-- start Information shown --

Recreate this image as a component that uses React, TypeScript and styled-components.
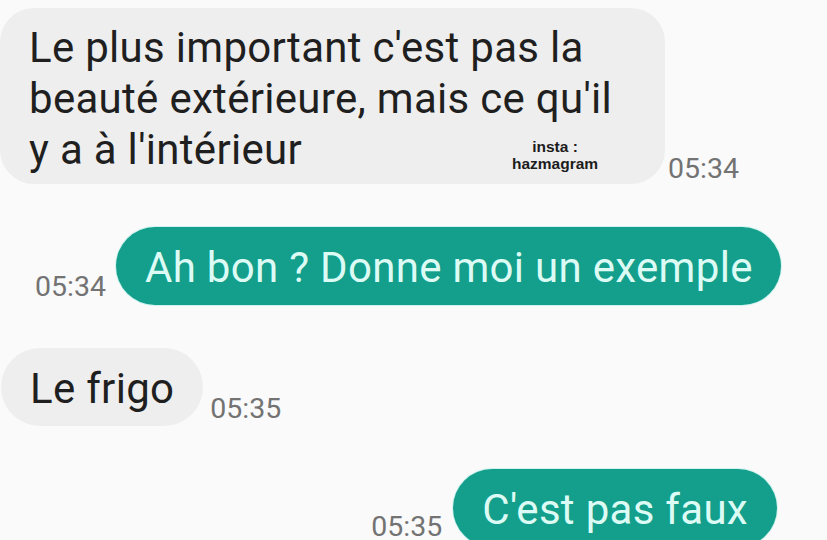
import React from "react";
import styled, { createGlobalStyle } from "styled-components";

const Global = createGlobalStyle`
  html, body { margin: 0; padding: 0; background: #fafafa; }
  body { font-family: Roboto, "Noto Sans", "Liberation Sans", sans-serif; }
`;

const Screen = styled.div`
  width: 827px;
  height: 540px;
  overflow: hidden;
  background: #fafafa;
  display: flex;
  flex-direction: column;
  padding-top: 2px;
  box-sizing: border-box;
`;

const TopRule = styled.div`
  height: 1px;
  background: #ececec;
  margin-bottom: 6px;
`;

const Thread = styled.div`
  display: flex;
  flex-direction: column;
  gap: 43px;
`;

const Row = styled.div<{ $out?: boolean; $inset: number }>`
  display: flex;
  align-items: flex-end;
  justify-content: ${(p) => (p.$out ? "flex-end" : "flex-start")};
  padding-left: ${(p) => (p.$out ? 0 : p.$inset)}px;
  padding-right: ${(p) => (p.$out ? p.$inset : 0)}px;
`;

const Bubble = styled.div<{ $out?: boolean; $multi?: boolean }>`
  position: relative;
  box-sizing: border-box;
  max-width: 665px;
  font-size: 42px;
  letter-spacing: 0.3px;
  line-height: ${(p) => (p.$multi ? "51px" : "48px")};
  padding: ${(p) => (p.$multi ? "14px 29px 9px" : "17px 29px 13px")};
  border-radius: ${(p) => (p.$multi ? "34px" : "40px")};
  background: ${(p) => (p.$out ? "#139f8b" : "#eeeeee")};
  color: ${(p) => (p.$out ? "#ddfbf5" : "#1f1f1f")};
  box-shadow: ${(p) => (p.$out ? "0 0 0 1px rgba(160, 236, 226, 0.45)" : "none")};
  white-space: ${(p) => (p.$multi ? "normal" : "nowrap")};
`;

const Time = styled.span<{ $gap: number; $drop: number; $before?: boolean }>`
  font-size: 28.5px;
  line-height: 28px;
  color: #737373;
  margin-left: ${(p) => (p.$before ? 0 : p.$gap)}px;
  margin-right: ${(p) => (p.$before ? p.$gap : 0)}px;
  margin-bottom: ${(p) => p.$drop}px;
  white-space: nowrap;
`;

const Watermark = styled.div`
  position: absolute;
  left: 505px;
  top: 130px;
  width: 100px;
  text-align: center;
  font-family: "Liberation Sans", Arial, sans-serif;
  font-weight: bold;
  font-size: 15.5px;
  line-height: 17px;
  letter-spacing: 0;
  color: #1c1c1c;
`;

export default function App() {
  return (
    <>
      <Global />
      <Screen>
        <TopRule />
        <Thread>
          <Row $inset={0}>
            <Bubble $multi>
              Le plus important c'est pas la beauté extérieure, mais ce qu'il y a à l'intérieur
              <Watermark>
                insta :
                <br />
                hazmagram
              </Watermark>
            </Bubble>
            <Time $gap={3} $drop={1}>05:34</Time>
          </Row>
          <Row $out $inset={46}>
            <Time $before $gap={10} $drop={4}>05:34</Time>
            <Bubble $out>Ah bon ? Donne moi un exemple</Bubble>
          </Row>
          <Row $inset={1}>
            <Bubble>Le frigo</Bubble>
            <Time $gap={7} $drop={3}>05:35</Time>
          </Row>
          <Row $out $inset={50}>
            <Time $before $gap={11} $drop={6}>05:35</Time>
            <Bubble $out>C'est pas faux</Bubble>
          </Row>
        </Thread>
      </Screen>
    </>
  );
}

-- end Information shown --

__Instruction__. Write out each line again precisely as it appears, skipping every picture.

__Completed task__.
Recreate this image as a component that uses React, TypeScript and styled-components.
import React from "react";
import styled, { createGlobalStyle } from "styled-components";

const Global = createGlobalStyle`
  html, body { margin: 0; padding: 0; background: #fafafa; }
  body { font-family: Roboto, "Noto Sans", "Liberation Sans", sans-serif; }
`;

const Screen = styled.div`
  width: 827px;
  height: 540px;
  overflow: hidden;
  background: #fafafa;
  display: flex;
  flex-direction: column;
  padding-top: 2px;
  box-sizing: border-box;
`;

const TopRule = styled.div`
  height: 1px;
  background: #ececec;
  margin-bottom: 6px;
`;

const Thread = styled.div`
  display: flex;
  flex-direction: column;
  gap: 43px;
`;

const Row = styled.div<{ $out?: boolean; $inset: number }>`
  display: flex;
  align-items: flex-end;
  justify-content: ${(p) => (p.$out ? "flex-end" : "flex-start")};
  padding-left: ${(p) => (p.$out ? 0 : p.$inset)}px;
  padding-right: ${(p) => (p.$out ? p.$inset : 0)}px;
`;

const Bubble = styled.div<{ $out?: boolean; $multi?: boolean }>`
  position: relative;
  box-sizing: border-box;
  max-width: 665px;
  font-size: 42px;
  letter-spacing: 0.3px;
  line-height: ${(p) => (p.$multi ? "51px" : "48px")};
  padding: ${(p) => (p.$multi ? "14px 29px 9px" : "17px 29px 13px")};
  border-radius: ${(p) => (p.$multi ? "34px" : "40px")};
  background: ${(p) => (p.$out ? "#139f8b" : "#eeeeee")};
  color: ${(p) => (p.$out ? "#ddfbf5" : "#1f1f1f")};
  box-shadow: ${(p) => (p.$out ? "0 0 0 1px rgba(160, 236, 226, 0.45)" : "none")};
  white-space: ${(p) => (p.$multi ? "normal" : "nowrap")};
`;

const Time = styled.span<{ $gap: number; $drop: number; $before?: boolean }>`
  font-size: 28.5px;
  line-height: 28px;
  color: #737373;
  margin-left: ${(p) => (p.$before ? 0 : p.$gap)}px;
  margin-right: ${(p) => (p.$before ? p.$gap : 0)}px;
  margin-bottom: ${(p) => p.$drop}px;
  white-space: nowrap;
`;

const Watermark = styled.div`
  position: absolute;
  left: 505px;
  top: 130px;
  width: 100px;
  text-align: center;
  font-family: "Liberation Sans", Arial, sans-serif;
  font-weight: bold;
  font-size: 15.5px;
  line-height: 17px;
  letter-spacing: 0;
  color: #1c1c1c;
`;

export default function App() {
  return (
    <>
      <Global />
      <Screen>
        <TopRule />
        <Thread>
          <Row $inset={0}>
            <Bubble $multi>
              Le plus important c'est pas la beauté extérieure, mais ce qu'il y a à l'intérieur
              <Watermark>
                insta :
                <br />
                hazmagram
              </Watermark>
            </Bubble>
            <Time $gap={3} $drop={1}>05:34</Time>
          </Row>
          <Row $out $inset={46}>
            <Time $before $gap={10} $drop={4}>05:34</Time>
            <Bubble $out>Ah bon ? Donne moi un exemple</Bubble>
          </Row>
          <Row $inset={1}>
            <Bubble>Le frigo</Bubble>
            <Time $gap={7} $drop={3}>05:35</Time>
          </Row>
          <Row $out $inset={50}>
            <Time $before $gap={11} $drop={6}>05:35</Time>
            <Bubble $out>C'est pas faux</Bubble>
          </Row>
        </Thread>
      </Screen>
    </>
  );
}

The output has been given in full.